As consumers increasingly look for more ethical products, modeling helps substantiate these claims. This approach decreases the amount of physical testing needed and provides an accessible alternative for brands to move away from animal cosmetics testing for a cruelty-free product.
Source traceability gives brands the ability to ensure only ethical and sustainable materials are used in their products while meeting regulatory compliance. Simulation of properties such as toxicological endpoints is a valuable way to screen ingredients, while eliminating animal testing.
CDU: Looking ahead, how do you envision simulation and AI shaping cross-functional decisions – from ingredient innovation and shade range development to scaling manufacturing across the next five years of beauty product development?
NR: Everything we’ve discussed in our conversation will even further advance in the next five years to set new industry standards. Traditionally, discovering a new active ingredient took years of “wet lab” testing.
In the next five years, molecular simulation will allow chemists to test thousands of compounds virtually before a single beaker is touched. Advanced AI models, or AI advisors, will predict toxicology and allergenicity with such high accuracy that the beauty industry will collectively move past animal testing, as mentioned above.

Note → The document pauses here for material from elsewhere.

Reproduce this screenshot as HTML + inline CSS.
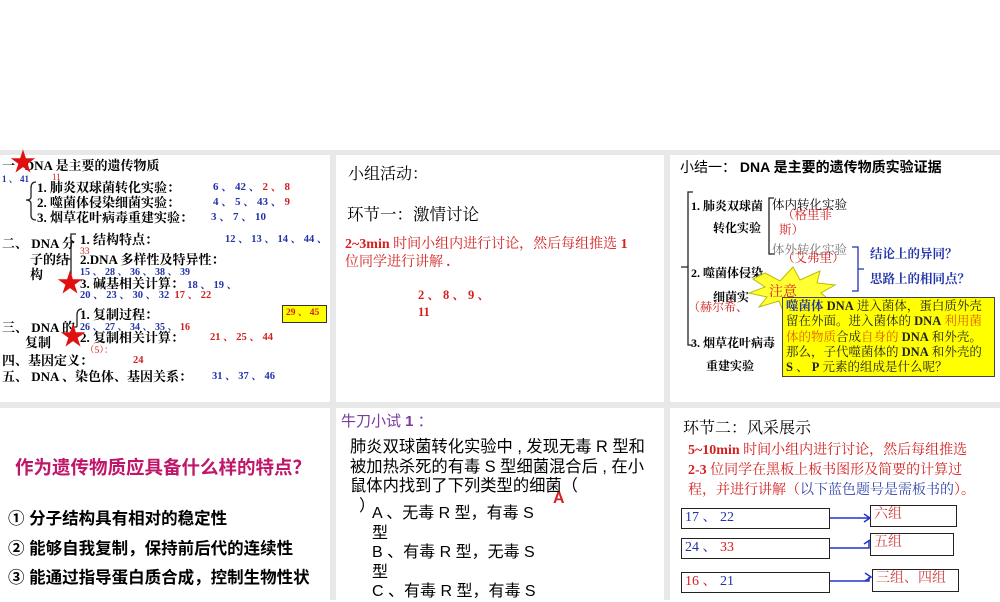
<!DOCTYPE html>
<html><head><meta charset="utf-8"><style>
body{margin:0;width:1000px;height:600px;background:#fff;position:relative;overflow:hidden;font-family:"Liberation Serif","Noto Serif CJK SC",serif;}
.g{position:absolute;background:#e8e8e8}
.p{position:absolute;background:#fff}
.t{position:absolute;white-space:nowrap;line-height:1}
.b{font-weight:bold}
.s{font-family:"Liberation Sans","Noto Sans CJK SC",sans-serif}
.bl{color:#2233aa}.rd{color:#d42020}
.star{position:absolute;color:#e01010;font-size:26px;line-height:1}
.box{position:absolute;border:1.5px solid #222;background:#fff;font-size:14px;line-height:18px;padding-left:3px}
</style></head><body>
<div class="g" style="left:0;top:150px;width:1000px;height:450px"></div>
<div class="p" style="left:0;top:155px;width:330px;height:247px"></div>
<div class="p" style="left:336px;top:155px;width:328px;height:247px"></div>
<div class="p" style="left:670px;top:155px;width:330px;height:247px"></div>
<div class="p" style="left:0;top:408px;width:330px;height:192px"></div>
<div class="p" style="left:336px;top:408px;width:328px;height:192px"></div>
<div class="p" style="left:670px;top:408px;width:330px;height:192px"></div>

<!-- left top -->
<div style="font-size:13px">
<div class="t b" style="left:2px;top:159px">一 &nbsp;&nbsp;DNA 是主要的遗传物质</div>
<div class="t b bl" style="left:2px;top:175px;font-size:9px">1 、 41</div>
<div class="t rd" style="left:52px;top:173px;font-size:9px">11</div>
<div class="t b" style="left:37px;top:181px">1. 肺炎双球菌转化实验：</div>
<div class="t b" style="left:37px;top:196px">2. 噬菌体侵染细菌实验：</div>
<div class="t b" style="left:37px;top:211px">3. 烟草花叶病毒重建实验：</div>
<div class="t b" style="left:213px;top:182px;font-size:11px"><span class="bl">6 、 42 、</span> <span class="rd">2 、 8</span></div>
<div class="t b" style="left:213px;top:197px;font-size:11px"><span class="bl">4 、 5 、 43 、</span> <span class="rd">9</span></div>
<div class="t b bl" style="left:211px;top:212px;font-size:11px">3 、 7 、 10</div>
<svg style="position:absolute;left:22px;top:180px" width="16" height="42"><path d="M14 2 Q9 2 9 8 L9 17 Q9 20 4 20 Q9 20 9 24 L9 35 Q9 40 14 40" fill="none" stroke="#222" stroke-width="1.3"/></svg>
<div class="t b" style="left:2px;top:237px">二、 DNA 分</div>
<div class="t b" style="left:30px;top:253px">子的结</div>
<div class="t b" style="left:30px;top:268px">构</div>
<svg style="position:absolute;left:62px;top:232px" width="16" height="55"><path d="M14 2 L9 2 L9 52 M2 27 L9 27" fill="none" stroke="#222" stroke-width="1.3"/></svg>
<div class="t b" style="left:80px;top:233px">1. 结构特点：</div>
<div class="t b bl" style="left:225px;top:235px;font-size:10.5px">12 、 13 、 14 、 44 、</div>
<div class="t rd" style="left:80px;top:248px;font-size:9.5px">33</div>
<div class="t b" style="left:80px;top:253px">2.DNA 多样性及特异性：</div>
<div class="t b bl" style="left:80px;top:268px;font-size:10px">15 、 28 、 36 、 38 、 39</div>
<div class="t b" style="left:80px;top:277px">3. 碱基相关计算： <span class="bl" style="font-size:10.5px">18 、 19 、</span></div>
<div class="t b" style="left:80px;top:291px;font-size:10.5px"><span class="bl">20 、 23 、 30 、 32</span> &nbsp;<span class="rd">17 、 22</span></div>
<div style="position:absolute;left:282px;top:305px;width:43px;height:16px;background:#ffff00;border:1px solid #333"></div>
<div class="t b rd" style="left:286px;top:309px;font-size:9.5px">29 、 45</div>
<svg style="position:absolute;left:72px;top:307px" width="12" height="40"><path d="M10 2 Q5 2 5 8 L5 20 M2 20 L5 20" fill="none" stroke="#222" stroke-width="1.3"/></svg>
<div class="t b" style="left:80px;top:308px">1. 复制过程：</div>
<div class="t b" style="left:2px;top:321px">三、 DNA 的</div>
<div class="t b" style="left:80px;top:323px;font-size:10px"><span class="bl">26 、 27 、 34 、 35 、</span> <span class="rd">16</span></div>
<div class="t b" style="left:25px;top:336px">复制</div>
<div class="t b" style="left:80px;top:331px">2. 复制相关计算：</div>
<div class="t b rd" style="left:210px;top:333px;font-size:10.5px">21 、 25 、 44</div>
<div class="t rd" style="left:85px;top:347px;font-size:9.5px">（5）：</div>
<div class="t b" style="left:2px;top:354px">四、基因定义：</div>
<div class="t b rd" style="left:133px;top:356px;font-size:10.5px">24</div>
<div class="t b" style="left:2px;top:370px">五、 DNA 、染色体、基因关系：</div>
<div class="t b bl" style="left:212px;top:372px;font-size:10.5px">31 、 37 、 46</div>
</div>
<div class="star" style="left:10px;top:150px">★</div>
<div class="star" style="left:57px;top:271px">★</div>
<div class="star" style="left:60px;top:324px">★</div>

<!-- middle top -->
<div class="t" style="left:348px;top:167px;font-size:16px">小组活动：</div>
<div class="t" style="left:347px;top:207px;font-size:16.5px">环节一：激情讨论</div>
<div class="t rd" style="left:345px;top:238px;font-size:14px"><b>2~3min</b> 时间小组内进行讨论，然后每组推选 <b>1</b></div>
<div class="t rd" style="left:345px;top:256px;font-size:14px">位同学进行讲解 <b>.</b></div>
<div class="t b rd" style="left:418px;top:289px;font-size:12.5px">2 、 8 、 9 、</div>
<div class="t b rd" style="left:418px;top:306px;font-size:12.5px">11</div>

<!-- right top -->
<div class="t s" style="left:680px;top:160px;font-size:14px">小结一： <b>DNA 是主要的遗传物质实验证据</b></div>
<svg style="position:absolute;left:675px;top:190px" width="20" height="160"><path d="M18 2 L13 2 L13 155 L18 155 M6 77 L13 77" fill="none" stroke="#222" stroke-width="1.3"/></svg>
<div class="t b" style="left:691px;top:200px;font-size:12px">1. 肺炎双球菌</div>
<div class="t b" style="left:713px;top:222px;font-size:12px">转化实验</div>
<svg style="position:absolute;left:764px;top:196px" width="12" height="62"><path d="M10 2 L5 2 L5 58 L10 58" fill="none" stroke="#222" stroke-width="1.3"/></svg>
<div class="t" style="left:772px;top:199px;font-size:12.5px">体内转化实验</div>
<div class="t rd" style="left:782px;top:209px;font-size:12.5px">（格里菲</div>
<div class="t rd" style="left:779px;top:224px;font-size:12.5px">斯）</div>
<div class="t" style="left:772px;top:244px;font-size:12.5px;color:#777">体外转化实验</div>
<div class="t rd" style="left:782px;top:252px;font-size:12.5px">（艾弗里）</div>
<svg style="position:absolute;left:850px;top:245px" width="15" height="50"><path d="M2 2 L8 2 L8 46 L2 46 M8 24 L14 24" fill="none" stroke="#2233aa" stroke-width="1.3"/></svg>
<div class="t b bl" style="left:870px;top:248px;font-size:12.5px">结论上的异同？</div>
<div class="t b bl" style="left:870px;top:273px;font-size:12.5px">思路上的相同点？</div>
<div class="t b" style="left:691px;top:267px;font-size:12px">2. 噬菌体侵染</div>
<div class="t b" style="left:713px;top:291px;font-size:12px">细菌实</div>
<div class="t rd" style="left:688px;top:301px;font-size:12px">（赫尔希、</div>
<div class="t b" style="left:691px;top:337px;font-size:12px">3. 烟草花叶病毒</div>
<div class="t b" style="left:706px;top:360px;font-size:12px">重建实验</div>
<svg style="position:absolute;left:745px;top:265px" width="95" height="50"><polygon points="20,8 35,16 48,2 55,15 75,6 72,18 90,20 76,28 88,38 68,36 62,48 50,38 38,46 34,36 14,42 22,32 4,28 20,22 8,14" fill="#ffff33" stroke="#bbbb00"/></svg>
<div class="t rd" style="left:769px;top:286px;font-size:14px">注意</div>
<div style="position:absolute;left:782px;top:297px;width:211px;height:78px;background:#ffff00;border:1.5px solid #444"></div>
<div style="position:absolute;left:786px;top:299px;width:200px;font-size:12.5px;line-height:15.3px;color:#222"><b style="color:#2233aa">噬菌体</b> <b>DNA</b> 进入菌体，蛋白质外壳留在外面。进入菌体的 <b>DNA</b> <span style="color:#e06000">利用菌体的物质</span>合成<span style="color:#e06000">自身的</span> <b>DNA</b> 和外壳。那么，子代噬菌体的 <b>DNA</b> 和外壳的 <b>S</b> 、 <b>P</b> 元素的组成是什么呢？</div>

<!-- bottom left -->
<div class="t s b" style="left:15px;top:459px;font-size:18.5px;color:#c0166a">作为遗传物质应具备什么样的特点？</div>
<div class="t s b" style="left:8px;top:511px;font-size:16.5px">① 分子结构具有相对的稳定性</div>
<div class="t s b" style="left:8px;top:541px;font-size:16.5px">② 能够自我复制，保持前后代的连续性</div>
<div class="t s b" style="left:8px;top:570px;font-size:16.5px">③ 能通过指导蛋白质合成，控制生物性状</div>

<!-- bottom middle -->
<div class="t s" style="left:341px;top:414px;font-size:15px;color:#7a3aa0">牛刀小试 <b>1</b> ：</div>
<div class="t s" style="left:350px;top:438px;font-size:16.3px;line-height:19.5px">肺炎双球菌转化实验中 , 发现无毒 R 型和<br>被加热杀死的有毒 S 型细菌混合后 , 在小<br>鼠体内找到了下列类型的细菌（<br>&nbsp;&nbsp;）</div>
<div class="t s b rd" style="left:553px;top:491px;font-size:16px">A</div>
<div class="t s" style="left:372px;top:504px;font-size:16px;line-height:19.5px">A 、无毒 R 型，有毒 S<br>型<br>B 、有毒 R 型，无毒 S<br>型<br>C 、有毒 R 型，有毒 S</div>

<!-- bottom right -->
<div class="t" style="left:683px;top:421px;font-size:16px">环节二：风采展示</div>
<div class="t rd" style="left:688px;top:441px;font-size:14px;line-height:20px"><b>5~10min</b> 时间小组内进行讨论，然后每组推选<br><b>2-3</b> 位同学在黑板上板书图形及简要的计算过<br>程，并进行讲解（<span style="color:#3344aa">以下蓝色题号是需板书的</span>）。</div>
<div class="box" style="left:681px;top:508px;width:144px;height:19px"><span class="bl">17 、 22</span></div>
<div class="box" style="left:681px;top:538px;width:144px;height:19px"><span class="bl">24 、</span> <span class="rd">33</span></div>
<div class="box" style="left:681px;top:572px;width:144px;height:19px"><span class="rd">16 、</span> <span class="bl">21</span></div>
<div class="box rd" style="left:870px;top:505px;width:82px;height:20px;color:#d04040">六组</div>
<div class="box rd" style="left:870px;top:533px;width:79px;height:21px;color:#d04040">五组</div>
<div class="box rd" style="left:872px;top:569px;width:82px;height:21px;color:#d04040">三组、四组</div>
<svg style="position:absolute;left:829px;top:505px" width="45" height="90"><g fill="none" stroke="#2233cc" stroke-width="1.5"><path d="M1 13 L40 13 M35 9 L41 13 L35 17"/><path d="M1 43 L40 43 L40 35 M35 39 L41 35"/><path d="M1 76 L40 76 L40 72 M36 68 L42 72 L36 76"/></g></svg>
</body></html>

Scaling a 1-liter lab sample to a 1,000-liter production batch is notoriously difficult in cosmetics because “shear” and “heat transfer” change at scale. Virtual twins of physical factories will solve this. Simulation software will model the fluid dynamics of a new cream within a specific industrial mixer.
This prevents broken emulsions and saves millions in wasted batches. AI will also build more resilient supply chains by monitoring global raw material fluctuations and suggesting new formulas in real time to maintain consistency without halting production.
AI will further augment shade range development with hyper-inclusive spectral accuracy, making inclusivity not just a buzzword, but a technical reality. Instead of physical prototypes, AI will accurately simulate how pigments reflect light on different skin textures and undertones, enabling product and marketing teams to align on a launch range that truly leaves no consumer behind.
We will see “mini-factories” at retail counters where AI scans a customer’s skin and triggers a simulation to mix a bespoke formulation on the spot, bridging the gap between a digital scan and a physical bottle.